» **Recorded data**:
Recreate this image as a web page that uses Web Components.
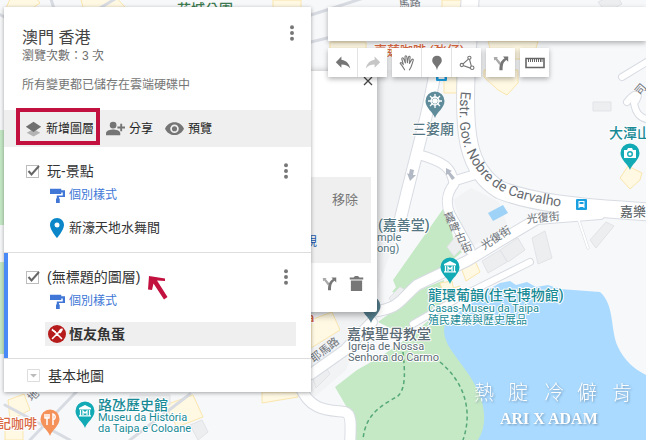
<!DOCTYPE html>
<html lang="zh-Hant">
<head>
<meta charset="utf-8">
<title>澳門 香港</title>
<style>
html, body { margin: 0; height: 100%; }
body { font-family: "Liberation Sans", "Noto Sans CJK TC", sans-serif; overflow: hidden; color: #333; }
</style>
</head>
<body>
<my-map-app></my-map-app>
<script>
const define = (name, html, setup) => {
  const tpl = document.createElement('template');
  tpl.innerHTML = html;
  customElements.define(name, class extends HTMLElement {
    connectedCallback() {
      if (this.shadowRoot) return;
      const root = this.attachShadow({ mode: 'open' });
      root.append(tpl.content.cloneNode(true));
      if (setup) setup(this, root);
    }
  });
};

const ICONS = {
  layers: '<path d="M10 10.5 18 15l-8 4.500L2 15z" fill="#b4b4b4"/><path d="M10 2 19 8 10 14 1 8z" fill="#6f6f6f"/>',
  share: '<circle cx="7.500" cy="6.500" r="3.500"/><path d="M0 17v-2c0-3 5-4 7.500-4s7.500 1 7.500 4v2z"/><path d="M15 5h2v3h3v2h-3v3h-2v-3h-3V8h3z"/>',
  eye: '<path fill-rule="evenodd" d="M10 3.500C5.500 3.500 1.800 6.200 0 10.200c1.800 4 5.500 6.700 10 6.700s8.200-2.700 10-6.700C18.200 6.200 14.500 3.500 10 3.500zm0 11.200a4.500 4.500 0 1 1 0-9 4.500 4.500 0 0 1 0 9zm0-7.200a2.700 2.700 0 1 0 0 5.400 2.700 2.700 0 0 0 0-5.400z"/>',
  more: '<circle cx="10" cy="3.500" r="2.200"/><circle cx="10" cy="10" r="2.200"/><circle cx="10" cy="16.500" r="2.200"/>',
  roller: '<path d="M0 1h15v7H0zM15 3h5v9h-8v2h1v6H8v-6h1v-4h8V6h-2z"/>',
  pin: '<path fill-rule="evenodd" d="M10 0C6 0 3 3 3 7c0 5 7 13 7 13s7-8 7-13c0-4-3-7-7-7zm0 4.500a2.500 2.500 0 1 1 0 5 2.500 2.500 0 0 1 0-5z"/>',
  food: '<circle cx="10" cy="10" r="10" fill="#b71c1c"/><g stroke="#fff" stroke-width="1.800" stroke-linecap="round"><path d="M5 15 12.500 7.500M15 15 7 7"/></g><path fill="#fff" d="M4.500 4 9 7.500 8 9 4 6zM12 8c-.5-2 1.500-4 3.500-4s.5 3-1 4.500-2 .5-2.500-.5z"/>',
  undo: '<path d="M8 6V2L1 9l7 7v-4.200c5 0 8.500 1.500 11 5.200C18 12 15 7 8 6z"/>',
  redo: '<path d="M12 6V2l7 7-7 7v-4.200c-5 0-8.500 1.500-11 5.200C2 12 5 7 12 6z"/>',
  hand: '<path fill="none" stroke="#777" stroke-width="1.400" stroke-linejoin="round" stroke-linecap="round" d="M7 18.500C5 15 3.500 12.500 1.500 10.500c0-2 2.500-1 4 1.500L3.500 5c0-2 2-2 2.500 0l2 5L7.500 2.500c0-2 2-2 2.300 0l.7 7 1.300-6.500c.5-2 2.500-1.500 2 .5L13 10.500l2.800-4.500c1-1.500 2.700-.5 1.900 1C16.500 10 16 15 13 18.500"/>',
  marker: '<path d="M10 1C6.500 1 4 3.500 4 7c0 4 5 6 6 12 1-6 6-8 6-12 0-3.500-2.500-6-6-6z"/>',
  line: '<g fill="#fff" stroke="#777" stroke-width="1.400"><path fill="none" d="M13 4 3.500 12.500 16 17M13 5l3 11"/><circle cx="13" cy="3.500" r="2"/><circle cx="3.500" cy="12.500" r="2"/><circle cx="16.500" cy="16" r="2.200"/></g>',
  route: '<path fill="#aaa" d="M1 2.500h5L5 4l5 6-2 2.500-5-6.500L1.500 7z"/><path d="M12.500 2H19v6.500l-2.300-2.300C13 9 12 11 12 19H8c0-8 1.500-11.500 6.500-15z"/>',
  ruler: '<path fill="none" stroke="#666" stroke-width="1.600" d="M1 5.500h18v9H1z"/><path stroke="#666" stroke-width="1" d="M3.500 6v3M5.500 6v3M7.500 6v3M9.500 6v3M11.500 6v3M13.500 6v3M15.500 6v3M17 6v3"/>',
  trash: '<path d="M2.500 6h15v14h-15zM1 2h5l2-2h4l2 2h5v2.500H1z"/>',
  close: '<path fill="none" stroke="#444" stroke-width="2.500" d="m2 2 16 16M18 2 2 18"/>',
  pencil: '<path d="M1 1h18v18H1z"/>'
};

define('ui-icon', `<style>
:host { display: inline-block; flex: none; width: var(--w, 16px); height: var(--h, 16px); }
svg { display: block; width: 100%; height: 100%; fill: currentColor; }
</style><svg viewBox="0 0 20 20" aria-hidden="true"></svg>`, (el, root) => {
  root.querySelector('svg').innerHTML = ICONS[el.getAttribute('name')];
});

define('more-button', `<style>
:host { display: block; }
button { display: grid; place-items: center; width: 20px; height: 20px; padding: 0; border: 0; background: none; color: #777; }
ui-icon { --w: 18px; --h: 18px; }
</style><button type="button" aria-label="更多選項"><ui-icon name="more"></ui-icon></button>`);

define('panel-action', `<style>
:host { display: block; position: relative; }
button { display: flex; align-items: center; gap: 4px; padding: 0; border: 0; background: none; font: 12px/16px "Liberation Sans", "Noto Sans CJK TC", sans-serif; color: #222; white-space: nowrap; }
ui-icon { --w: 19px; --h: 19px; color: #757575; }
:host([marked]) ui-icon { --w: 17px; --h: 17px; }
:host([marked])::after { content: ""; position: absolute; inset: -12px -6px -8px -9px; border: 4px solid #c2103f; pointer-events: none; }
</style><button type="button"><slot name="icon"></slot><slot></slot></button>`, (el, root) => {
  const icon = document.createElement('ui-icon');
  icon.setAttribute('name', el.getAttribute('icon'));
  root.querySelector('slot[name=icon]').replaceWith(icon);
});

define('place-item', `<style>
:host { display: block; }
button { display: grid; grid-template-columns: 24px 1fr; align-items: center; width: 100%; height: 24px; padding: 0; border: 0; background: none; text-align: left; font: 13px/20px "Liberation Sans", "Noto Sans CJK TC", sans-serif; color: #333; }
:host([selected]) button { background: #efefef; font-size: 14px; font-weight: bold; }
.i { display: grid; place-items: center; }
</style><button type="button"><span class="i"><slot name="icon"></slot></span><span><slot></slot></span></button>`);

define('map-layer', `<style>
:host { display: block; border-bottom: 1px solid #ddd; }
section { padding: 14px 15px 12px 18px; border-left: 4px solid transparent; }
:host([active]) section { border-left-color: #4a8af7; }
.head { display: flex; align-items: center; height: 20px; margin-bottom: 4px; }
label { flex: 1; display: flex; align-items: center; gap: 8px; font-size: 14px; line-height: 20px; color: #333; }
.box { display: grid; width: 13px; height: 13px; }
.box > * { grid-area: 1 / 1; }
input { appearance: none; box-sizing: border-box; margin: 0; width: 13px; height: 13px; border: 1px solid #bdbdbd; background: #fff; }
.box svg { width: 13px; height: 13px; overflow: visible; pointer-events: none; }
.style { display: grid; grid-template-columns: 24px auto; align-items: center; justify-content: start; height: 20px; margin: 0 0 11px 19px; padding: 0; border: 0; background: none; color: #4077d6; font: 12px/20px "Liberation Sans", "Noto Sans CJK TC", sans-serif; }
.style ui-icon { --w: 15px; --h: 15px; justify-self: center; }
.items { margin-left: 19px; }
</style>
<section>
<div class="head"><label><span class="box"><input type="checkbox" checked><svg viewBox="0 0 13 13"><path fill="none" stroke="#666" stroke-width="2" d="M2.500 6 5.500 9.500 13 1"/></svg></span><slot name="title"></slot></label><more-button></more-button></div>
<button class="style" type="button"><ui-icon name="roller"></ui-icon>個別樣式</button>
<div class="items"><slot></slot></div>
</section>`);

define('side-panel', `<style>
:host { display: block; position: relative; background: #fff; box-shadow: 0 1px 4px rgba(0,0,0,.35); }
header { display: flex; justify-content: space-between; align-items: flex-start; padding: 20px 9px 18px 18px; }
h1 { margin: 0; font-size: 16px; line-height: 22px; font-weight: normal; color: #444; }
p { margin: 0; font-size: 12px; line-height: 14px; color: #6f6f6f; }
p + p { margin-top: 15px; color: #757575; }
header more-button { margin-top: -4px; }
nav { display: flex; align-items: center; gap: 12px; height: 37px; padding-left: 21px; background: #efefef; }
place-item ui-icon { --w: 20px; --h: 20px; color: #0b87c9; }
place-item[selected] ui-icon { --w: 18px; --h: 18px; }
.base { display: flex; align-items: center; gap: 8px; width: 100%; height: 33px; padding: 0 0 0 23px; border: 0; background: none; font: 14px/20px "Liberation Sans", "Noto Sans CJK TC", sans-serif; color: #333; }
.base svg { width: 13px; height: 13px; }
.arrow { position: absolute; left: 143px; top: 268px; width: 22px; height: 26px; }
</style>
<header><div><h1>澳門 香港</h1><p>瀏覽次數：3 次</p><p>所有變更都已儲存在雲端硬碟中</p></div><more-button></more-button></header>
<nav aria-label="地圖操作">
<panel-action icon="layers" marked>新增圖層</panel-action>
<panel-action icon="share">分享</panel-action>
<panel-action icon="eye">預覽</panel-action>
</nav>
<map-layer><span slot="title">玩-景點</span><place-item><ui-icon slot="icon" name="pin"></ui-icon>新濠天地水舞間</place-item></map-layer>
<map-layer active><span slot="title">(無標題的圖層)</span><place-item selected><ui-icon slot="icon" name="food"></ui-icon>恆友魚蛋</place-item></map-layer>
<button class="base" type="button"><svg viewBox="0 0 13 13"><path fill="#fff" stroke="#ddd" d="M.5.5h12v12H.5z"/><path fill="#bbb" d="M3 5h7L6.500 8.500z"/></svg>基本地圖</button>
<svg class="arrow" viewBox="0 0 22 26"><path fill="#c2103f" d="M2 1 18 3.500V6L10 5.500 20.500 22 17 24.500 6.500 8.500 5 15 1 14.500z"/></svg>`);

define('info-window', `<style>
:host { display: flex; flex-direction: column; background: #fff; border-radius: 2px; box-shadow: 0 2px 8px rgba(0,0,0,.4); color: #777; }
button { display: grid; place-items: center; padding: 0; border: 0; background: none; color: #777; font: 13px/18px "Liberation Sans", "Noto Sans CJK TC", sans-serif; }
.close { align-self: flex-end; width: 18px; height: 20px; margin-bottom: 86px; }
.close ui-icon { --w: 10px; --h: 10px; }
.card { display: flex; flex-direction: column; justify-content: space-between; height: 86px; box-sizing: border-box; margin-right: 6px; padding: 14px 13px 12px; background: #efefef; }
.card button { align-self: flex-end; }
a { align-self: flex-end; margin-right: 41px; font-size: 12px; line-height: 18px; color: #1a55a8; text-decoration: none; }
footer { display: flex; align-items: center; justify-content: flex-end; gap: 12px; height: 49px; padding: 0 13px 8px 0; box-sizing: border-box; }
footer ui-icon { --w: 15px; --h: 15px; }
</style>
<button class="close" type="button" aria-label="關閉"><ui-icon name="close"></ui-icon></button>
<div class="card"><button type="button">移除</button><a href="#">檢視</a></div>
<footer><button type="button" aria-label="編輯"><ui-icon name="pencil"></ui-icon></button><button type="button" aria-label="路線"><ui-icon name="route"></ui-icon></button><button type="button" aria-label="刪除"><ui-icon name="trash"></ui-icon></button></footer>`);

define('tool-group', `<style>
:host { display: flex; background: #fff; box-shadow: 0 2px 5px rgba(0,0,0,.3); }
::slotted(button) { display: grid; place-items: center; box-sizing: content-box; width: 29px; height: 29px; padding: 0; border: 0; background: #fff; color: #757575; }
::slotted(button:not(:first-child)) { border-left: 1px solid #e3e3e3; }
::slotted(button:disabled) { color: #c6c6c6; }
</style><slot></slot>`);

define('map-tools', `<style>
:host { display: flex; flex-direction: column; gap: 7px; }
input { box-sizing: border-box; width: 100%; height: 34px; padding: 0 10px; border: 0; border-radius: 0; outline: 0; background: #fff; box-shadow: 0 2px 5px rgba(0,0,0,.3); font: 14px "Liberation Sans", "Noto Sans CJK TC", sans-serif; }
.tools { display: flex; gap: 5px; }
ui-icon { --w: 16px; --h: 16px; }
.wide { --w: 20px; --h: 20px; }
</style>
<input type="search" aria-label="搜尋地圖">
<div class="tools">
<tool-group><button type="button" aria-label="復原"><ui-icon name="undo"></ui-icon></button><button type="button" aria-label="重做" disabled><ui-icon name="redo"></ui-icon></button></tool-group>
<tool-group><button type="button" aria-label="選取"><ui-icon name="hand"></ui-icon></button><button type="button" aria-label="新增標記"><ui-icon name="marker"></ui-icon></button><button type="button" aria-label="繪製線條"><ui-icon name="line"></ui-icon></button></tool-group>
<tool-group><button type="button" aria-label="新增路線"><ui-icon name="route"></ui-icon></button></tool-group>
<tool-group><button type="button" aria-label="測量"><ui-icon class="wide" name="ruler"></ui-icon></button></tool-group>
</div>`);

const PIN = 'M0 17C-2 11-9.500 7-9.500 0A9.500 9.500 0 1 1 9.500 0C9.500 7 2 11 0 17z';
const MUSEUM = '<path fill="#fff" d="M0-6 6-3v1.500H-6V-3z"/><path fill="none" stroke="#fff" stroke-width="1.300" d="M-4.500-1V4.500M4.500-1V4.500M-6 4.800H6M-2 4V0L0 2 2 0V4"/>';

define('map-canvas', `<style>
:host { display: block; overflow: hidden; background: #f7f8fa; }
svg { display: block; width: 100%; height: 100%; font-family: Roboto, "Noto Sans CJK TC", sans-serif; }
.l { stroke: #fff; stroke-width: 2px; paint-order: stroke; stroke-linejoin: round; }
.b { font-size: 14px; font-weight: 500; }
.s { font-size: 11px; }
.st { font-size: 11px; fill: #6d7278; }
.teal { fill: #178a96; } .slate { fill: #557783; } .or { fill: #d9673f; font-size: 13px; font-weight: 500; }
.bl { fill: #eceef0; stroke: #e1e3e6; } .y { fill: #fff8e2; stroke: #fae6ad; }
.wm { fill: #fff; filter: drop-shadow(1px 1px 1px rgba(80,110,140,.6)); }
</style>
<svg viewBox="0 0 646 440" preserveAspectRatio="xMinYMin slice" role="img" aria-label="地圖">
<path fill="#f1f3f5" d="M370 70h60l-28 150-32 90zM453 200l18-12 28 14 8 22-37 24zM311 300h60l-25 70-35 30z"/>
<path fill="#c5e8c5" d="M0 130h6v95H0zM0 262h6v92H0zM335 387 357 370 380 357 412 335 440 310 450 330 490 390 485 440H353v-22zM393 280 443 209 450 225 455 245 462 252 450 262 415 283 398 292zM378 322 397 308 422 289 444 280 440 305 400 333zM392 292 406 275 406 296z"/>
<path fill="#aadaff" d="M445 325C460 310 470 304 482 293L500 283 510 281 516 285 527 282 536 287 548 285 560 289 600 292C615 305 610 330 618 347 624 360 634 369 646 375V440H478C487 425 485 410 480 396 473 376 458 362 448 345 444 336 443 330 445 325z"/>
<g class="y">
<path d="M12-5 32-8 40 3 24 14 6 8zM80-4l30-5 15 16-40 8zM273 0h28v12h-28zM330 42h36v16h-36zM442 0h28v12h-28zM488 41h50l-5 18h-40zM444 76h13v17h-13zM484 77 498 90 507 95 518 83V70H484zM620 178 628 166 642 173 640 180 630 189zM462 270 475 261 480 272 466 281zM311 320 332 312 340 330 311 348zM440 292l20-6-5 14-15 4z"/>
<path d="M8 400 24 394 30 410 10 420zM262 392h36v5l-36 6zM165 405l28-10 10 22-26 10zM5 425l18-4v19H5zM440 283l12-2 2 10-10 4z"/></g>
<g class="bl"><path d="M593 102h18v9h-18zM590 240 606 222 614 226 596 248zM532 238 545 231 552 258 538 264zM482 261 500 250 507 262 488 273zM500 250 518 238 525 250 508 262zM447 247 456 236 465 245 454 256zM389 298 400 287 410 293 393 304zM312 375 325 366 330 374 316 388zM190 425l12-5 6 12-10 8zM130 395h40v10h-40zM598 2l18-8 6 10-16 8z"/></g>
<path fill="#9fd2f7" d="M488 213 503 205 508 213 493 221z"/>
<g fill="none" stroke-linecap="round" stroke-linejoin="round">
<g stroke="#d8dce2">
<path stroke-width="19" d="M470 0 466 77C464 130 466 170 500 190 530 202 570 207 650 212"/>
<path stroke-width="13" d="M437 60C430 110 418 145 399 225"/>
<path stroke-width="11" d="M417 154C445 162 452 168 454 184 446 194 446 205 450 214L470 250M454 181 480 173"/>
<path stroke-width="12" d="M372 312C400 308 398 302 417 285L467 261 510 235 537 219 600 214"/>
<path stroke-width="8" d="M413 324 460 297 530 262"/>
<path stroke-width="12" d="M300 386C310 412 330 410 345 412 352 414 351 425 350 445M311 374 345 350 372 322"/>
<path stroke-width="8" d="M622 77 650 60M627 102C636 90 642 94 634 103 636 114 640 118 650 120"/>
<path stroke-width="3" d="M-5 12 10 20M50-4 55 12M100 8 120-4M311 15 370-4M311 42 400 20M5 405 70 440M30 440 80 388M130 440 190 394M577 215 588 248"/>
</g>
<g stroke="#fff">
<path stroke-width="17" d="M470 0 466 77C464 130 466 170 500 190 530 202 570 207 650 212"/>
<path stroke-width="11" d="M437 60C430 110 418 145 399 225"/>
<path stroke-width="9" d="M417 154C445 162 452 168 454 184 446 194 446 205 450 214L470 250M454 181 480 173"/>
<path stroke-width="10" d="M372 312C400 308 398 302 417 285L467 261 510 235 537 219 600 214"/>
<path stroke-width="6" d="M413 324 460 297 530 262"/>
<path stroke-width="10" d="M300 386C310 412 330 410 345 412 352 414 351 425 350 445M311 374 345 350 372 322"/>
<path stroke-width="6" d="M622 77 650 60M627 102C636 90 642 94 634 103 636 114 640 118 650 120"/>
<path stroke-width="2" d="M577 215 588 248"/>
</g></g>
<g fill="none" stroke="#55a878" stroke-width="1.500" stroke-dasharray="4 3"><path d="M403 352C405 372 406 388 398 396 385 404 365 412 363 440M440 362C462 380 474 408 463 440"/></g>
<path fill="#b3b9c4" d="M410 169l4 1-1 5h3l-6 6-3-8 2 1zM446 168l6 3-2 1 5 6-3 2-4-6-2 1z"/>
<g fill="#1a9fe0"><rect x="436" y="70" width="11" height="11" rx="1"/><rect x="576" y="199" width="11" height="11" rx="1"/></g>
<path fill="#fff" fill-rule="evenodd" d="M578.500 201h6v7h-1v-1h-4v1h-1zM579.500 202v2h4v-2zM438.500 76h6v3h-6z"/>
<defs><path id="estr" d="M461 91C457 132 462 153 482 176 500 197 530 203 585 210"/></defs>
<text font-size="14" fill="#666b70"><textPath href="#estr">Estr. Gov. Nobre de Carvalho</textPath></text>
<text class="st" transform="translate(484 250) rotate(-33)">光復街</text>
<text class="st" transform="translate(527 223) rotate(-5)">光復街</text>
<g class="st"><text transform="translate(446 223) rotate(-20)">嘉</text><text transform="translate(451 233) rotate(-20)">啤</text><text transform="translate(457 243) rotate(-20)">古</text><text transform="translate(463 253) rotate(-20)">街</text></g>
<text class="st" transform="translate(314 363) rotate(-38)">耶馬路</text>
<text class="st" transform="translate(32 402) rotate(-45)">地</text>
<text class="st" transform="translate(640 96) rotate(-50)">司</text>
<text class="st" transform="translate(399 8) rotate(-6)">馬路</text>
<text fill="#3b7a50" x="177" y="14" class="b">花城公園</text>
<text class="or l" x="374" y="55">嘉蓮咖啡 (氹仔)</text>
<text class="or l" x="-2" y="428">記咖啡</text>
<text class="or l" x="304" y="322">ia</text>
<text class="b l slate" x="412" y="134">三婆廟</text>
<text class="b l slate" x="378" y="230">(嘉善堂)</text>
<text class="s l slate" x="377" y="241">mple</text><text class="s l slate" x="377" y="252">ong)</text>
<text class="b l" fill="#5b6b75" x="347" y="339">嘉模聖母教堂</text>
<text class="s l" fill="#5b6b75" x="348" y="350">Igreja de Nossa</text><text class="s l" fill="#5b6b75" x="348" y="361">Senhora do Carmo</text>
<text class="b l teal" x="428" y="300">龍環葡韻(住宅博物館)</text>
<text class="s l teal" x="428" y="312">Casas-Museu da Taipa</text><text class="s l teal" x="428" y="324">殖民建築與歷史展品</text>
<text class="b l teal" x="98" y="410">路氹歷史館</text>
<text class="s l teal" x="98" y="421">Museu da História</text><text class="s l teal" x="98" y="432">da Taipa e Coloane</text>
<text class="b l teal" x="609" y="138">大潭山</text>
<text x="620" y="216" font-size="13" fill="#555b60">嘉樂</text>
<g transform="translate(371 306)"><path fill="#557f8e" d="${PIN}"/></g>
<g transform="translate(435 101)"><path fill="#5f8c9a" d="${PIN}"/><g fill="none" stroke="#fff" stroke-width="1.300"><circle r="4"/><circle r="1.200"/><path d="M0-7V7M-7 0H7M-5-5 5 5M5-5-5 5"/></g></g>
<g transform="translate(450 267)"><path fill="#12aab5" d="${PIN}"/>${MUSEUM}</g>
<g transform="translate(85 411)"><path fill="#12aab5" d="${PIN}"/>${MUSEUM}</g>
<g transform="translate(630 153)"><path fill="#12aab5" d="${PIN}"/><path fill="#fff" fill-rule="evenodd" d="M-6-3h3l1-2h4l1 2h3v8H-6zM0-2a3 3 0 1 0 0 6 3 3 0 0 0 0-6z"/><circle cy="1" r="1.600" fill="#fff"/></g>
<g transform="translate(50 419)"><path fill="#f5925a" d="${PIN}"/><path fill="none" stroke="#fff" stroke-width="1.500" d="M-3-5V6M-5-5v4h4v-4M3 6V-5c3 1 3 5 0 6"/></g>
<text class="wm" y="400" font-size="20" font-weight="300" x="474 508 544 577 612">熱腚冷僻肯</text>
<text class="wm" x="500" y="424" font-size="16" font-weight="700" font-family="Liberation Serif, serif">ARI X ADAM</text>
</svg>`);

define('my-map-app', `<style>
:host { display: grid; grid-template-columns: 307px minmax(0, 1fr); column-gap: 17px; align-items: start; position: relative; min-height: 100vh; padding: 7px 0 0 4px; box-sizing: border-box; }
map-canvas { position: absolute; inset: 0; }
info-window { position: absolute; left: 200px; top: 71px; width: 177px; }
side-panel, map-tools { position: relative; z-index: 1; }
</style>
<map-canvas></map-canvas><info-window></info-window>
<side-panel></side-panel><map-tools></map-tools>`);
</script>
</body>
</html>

» **Request**: State the number of lines holding the word "this" in the listing. Add nothing else.

» **Task answer**: 4